Linux will be much happier with those specs than Windoze!


----------



## 1canuck2 (Jul 14, 2009)

Much like those who develop DIY screen paints  OS users can be very passionate about defending the superiority of one OS over the other. I am pretty agnostic, I use Windows the most, I like Linux the best, I appreciate OSX; and I have multiple machines and run a little bit of each.

It depends what you want to do with the machine. For a PVR, MythTV on Linux cannot be beat (and its cheap $$ - but expensive time-wise as it REQUIRES tinkering with, not an option)! For ease of use, Mac is hard to beat, their stuff just works well (but its expensive). For all round decent at most things with tons of nifty free stuff available, Windows is pretty good, and for corporate use, its the most compatible with Enterprise systems. And I'll happily tinker with them all.

I have not played with PCLinuxOS myself, but have heard positive rumblings, particularly from folks who left Ubuntu for some reason or other...


----------



## Harpmaker (Oct 28, 2007)

Great description of the OS situation, 1canuck2. It really is just a matter of time before I have to go with Linux since XP is the last version of Windows I intend on running. To tell you the truth, I have always had a hate/hate relationship with Windows, but it was what people I supported used. That is changing and I'll soon be only supporting ME. :bigsmile: When that happens I will gladly kiss M$ goodbye!
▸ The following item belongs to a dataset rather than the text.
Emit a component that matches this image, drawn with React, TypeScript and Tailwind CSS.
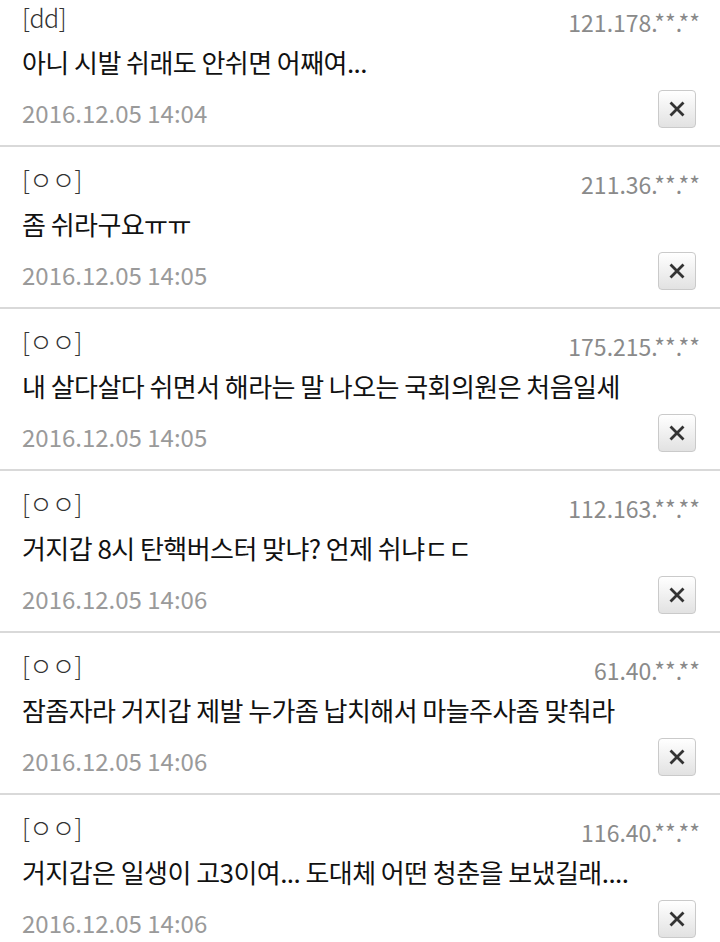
import React from 'react';

interface Comment {
  id: number;
  name: string;
  ip: string;
  text: string;
  date: string;
}

const COMMENTS: Comment[] = [
  { id: 1, name: '[dd]', ip: '121.178.**.**', text: '아니 시발 쉬래도 안쉬면 어째여...', date: '2016.12.05 14:04' },
  { id: 2, name: '[ㅇㅇ]', ip: '211.36.**.**', text: '좀 쉬라구요ㅠㅠ', date: '2016.12.05 14:05' },
  { id: 3, name: '[ㅇㅇ]', ip: '175.215.**.**', text: '내 살다살다 쉬면서 해라는 말 나오는 국회의원은 처음일세', date: '2016.12.05 14:05' },
  { id: 4, name: '[ㅇㅇ]', ip: '112.163.**.**', text: '거지갑 8시 탄핵버스터 맞냐? 언제 쉬냐ㄷㄷ', date: '2016.12.05 14:06' },
  { id: 5, name: '[ㅇㅇ]', ip: '61.40.**.**', text: '잠좀자라 거지갑 제발 누가좀 납치해서 마늘주사좀 맞춰라', date: '2016.12.05 14:06' },
  { id: 6, name: '[ㅇㅇ]', ip: '116.40.**.**', text: '거지갑은 일생이 고3이여... 도대체 어떤 청춘을 보냈길래....', date: '2016.12.05 14:06' },
];

const CloseIcon = () => (
  <svg width="16" height="16" viewBox="0 0 16 16" fill="none">
    <path d="M2.5 2.5L13.5 13.5M13.5 2.5L2.5 13.5" stroke="#333" strokeWidth="2.8" strokeLinecap="square" />
  </svg>
);

const CommentItem: React.FC<{ comment: Comment }> = ({ comment }) => (
  <li className="h-[162px] border-b-2 border-[#d9d9d9] px-[22px] pt-[14px]">
    <div className="flex h-[36px] items-end justify-between">
      <span className="text-[25px] font-light leading-[36px] tracking-[-0.5px] text-[#333]">{comment.name}</span>
      <span className="mr-[-2px] text-[23px] leading-[26px] text-[#8a8a8a]">{comment.ip}</span>
    </div>
    <p className="mt-[9px] text-[26px] leading-[36px] tracking-[-0.55px] text-[#111]">{comment.text}</p>
    <div className="mt-[10px] flex items-end justify-between">
      <span className="text-[24px] leading-[30px] text-[#9a9a9a]">{comment.date}</span>
      <button className="mr-[2px] flex h-[38px] w-[38px] items-center justify-center rounded-[4px] border border-[#cacaca] bg-gradient-to-b from-white to-[#e2e2e2]">
        <CloseIcon />
      </button>
    </div>
  </li>
);

export default function App() {
  return (
    <div className="h-[942px] w-[720px] overflow-hidden bg-white" style={{ fontFamily: '"Noto Sans CJK KR", "Noto Sans", sans-serif' }}>
      <ul className="-mt-[15px]">
        {COMMENTS.map(c => (
          <CommentItem key={c.id} comment={c} />
        ))}
      </ul>
    </div>
  );
}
I hope to use WINE to run any Windows programs (like the one for my spectrophotometer) that I can't find a Linux version of. Also, I can, for the foreseeable future, keep an old system with XP on it for such if needed.


----------



## 8086 (Aug 4, 2009)

You can use Windows XP, if you trim it down to size and lower it's memory profile. Search the web (or engadget) and you may find a guy who's managed to install XP on CPUs that's older than yours with only 64-96MB of ram installed. Alternatively, there are several linux distros out there specifically for older hardware or versions of pocket linux.


----------